(Records excerpted from a collection)
--- begin ---
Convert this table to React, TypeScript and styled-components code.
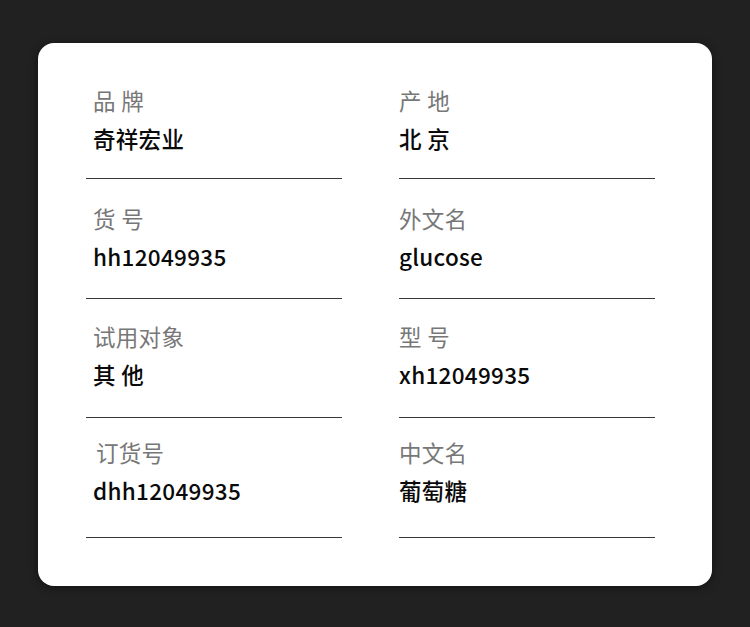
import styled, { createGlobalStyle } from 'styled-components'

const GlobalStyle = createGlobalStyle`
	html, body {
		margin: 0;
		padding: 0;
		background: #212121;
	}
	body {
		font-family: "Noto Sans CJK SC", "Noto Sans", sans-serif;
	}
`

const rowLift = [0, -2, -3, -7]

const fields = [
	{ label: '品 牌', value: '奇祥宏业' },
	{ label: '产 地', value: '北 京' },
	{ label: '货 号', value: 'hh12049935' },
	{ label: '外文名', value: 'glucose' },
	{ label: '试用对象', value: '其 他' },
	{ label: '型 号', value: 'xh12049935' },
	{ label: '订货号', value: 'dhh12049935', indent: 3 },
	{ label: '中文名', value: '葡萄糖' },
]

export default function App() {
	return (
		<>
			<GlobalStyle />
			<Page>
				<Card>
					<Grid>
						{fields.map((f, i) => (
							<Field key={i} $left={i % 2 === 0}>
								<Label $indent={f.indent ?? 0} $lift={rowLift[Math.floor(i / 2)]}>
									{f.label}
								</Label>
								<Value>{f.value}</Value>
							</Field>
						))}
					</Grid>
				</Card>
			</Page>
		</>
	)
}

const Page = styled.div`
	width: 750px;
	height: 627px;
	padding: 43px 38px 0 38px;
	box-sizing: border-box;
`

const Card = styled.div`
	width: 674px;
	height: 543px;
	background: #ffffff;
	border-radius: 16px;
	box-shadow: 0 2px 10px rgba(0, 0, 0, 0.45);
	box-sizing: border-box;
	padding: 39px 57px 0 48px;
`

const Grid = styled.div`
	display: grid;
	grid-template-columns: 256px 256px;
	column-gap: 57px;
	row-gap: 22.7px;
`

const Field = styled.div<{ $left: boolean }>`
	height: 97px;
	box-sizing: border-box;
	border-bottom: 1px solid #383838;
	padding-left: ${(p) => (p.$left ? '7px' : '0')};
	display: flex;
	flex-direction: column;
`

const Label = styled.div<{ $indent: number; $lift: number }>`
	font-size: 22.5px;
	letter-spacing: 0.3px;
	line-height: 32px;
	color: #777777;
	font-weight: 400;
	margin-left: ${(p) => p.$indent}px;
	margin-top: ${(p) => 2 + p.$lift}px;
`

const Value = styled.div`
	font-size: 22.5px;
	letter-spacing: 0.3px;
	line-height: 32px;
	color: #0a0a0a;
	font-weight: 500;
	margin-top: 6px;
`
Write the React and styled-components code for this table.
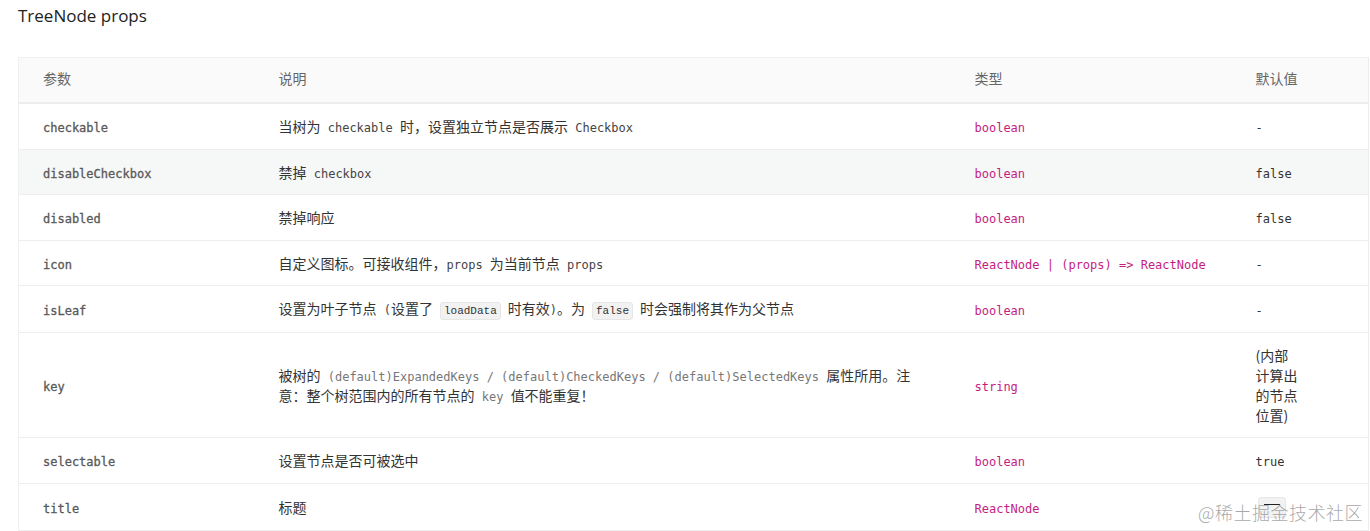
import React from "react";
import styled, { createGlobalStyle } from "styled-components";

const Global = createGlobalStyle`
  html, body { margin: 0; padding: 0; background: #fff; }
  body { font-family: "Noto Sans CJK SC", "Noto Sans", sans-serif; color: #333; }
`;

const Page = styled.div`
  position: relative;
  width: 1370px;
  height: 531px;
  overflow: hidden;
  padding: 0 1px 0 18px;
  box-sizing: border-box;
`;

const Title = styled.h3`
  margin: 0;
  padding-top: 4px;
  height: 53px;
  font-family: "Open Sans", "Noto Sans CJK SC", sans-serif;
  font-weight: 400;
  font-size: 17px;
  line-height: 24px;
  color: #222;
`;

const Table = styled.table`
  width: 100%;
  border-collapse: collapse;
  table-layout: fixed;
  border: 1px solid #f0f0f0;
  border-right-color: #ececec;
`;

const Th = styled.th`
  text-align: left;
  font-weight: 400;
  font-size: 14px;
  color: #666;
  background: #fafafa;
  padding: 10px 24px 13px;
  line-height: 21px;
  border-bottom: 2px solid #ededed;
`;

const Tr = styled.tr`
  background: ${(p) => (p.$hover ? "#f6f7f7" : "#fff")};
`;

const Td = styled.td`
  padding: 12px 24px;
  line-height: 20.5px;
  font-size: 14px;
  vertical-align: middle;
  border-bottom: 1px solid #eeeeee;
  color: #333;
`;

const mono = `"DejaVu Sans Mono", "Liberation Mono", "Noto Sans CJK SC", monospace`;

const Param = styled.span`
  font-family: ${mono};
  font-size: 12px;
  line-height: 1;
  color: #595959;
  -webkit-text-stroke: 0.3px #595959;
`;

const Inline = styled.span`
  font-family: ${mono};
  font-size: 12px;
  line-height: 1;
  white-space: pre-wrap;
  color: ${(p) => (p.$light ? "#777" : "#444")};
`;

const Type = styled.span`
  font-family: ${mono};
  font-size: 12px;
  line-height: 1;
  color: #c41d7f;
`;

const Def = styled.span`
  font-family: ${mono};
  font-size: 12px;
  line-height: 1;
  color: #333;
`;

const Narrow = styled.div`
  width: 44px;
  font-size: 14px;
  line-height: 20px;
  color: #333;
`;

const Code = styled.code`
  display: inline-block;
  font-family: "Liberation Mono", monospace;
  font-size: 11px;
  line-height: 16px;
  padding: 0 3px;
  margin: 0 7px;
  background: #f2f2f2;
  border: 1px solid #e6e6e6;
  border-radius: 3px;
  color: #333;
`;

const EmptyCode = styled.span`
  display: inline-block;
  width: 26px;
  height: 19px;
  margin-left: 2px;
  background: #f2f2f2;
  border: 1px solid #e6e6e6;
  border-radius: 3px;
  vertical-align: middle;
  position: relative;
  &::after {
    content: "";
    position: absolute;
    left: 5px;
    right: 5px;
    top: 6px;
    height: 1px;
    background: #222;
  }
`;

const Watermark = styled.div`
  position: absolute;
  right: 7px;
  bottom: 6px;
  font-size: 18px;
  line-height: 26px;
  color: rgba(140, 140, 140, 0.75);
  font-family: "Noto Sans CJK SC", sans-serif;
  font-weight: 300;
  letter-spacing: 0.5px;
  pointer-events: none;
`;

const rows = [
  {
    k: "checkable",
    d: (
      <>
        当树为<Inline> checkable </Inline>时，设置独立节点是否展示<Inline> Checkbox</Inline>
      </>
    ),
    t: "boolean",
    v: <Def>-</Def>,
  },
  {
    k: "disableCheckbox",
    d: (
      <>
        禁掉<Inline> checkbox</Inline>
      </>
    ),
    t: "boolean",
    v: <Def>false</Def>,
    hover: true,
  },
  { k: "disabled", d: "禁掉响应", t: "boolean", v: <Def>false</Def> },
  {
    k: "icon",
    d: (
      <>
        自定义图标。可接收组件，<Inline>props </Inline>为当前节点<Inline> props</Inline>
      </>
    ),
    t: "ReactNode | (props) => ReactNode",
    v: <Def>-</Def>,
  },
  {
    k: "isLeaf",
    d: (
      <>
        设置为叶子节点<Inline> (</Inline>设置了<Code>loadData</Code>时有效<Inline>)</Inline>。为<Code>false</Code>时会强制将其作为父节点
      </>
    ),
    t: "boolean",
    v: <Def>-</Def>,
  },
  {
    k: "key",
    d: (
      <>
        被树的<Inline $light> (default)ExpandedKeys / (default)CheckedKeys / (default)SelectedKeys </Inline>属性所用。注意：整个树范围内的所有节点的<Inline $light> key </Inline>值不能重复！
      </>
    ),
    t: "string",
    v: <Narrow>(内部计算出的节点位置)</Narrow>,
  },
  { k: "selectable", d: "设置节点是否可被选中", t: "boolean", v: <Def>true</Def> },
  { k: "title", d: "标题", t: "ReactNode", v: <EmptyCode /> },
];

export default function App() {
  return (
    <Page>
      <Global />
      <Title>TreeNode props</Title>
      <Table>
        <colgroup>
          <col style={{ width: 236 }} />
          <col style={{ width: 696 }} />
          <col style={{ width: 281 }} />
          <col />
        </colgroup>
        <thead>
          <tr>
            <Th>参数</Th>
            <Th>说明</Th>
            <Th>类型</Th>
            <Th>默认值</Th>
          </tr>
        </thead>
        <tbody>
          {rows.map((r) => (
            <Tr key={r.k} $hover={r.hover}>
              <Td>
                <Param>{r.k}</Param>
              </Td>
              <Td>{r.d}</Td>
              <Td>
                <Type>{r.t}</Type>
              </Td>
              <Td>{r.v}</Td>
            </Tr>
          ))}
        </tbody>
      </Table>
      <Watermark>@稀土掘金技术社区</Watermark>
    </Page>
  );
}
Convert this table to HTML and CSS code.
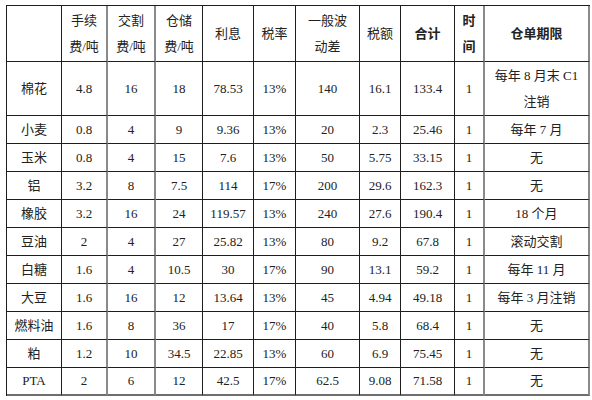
--- end ---
▶ [Exercise task]: Within the material above, find the lines that contain the word "this"; copy them.

▶ [Full solution]:
Convert this table to React, TypeScript and styled-components code.
Write the React and styled-components code for this table.
Convert this table to HTML and CSS code.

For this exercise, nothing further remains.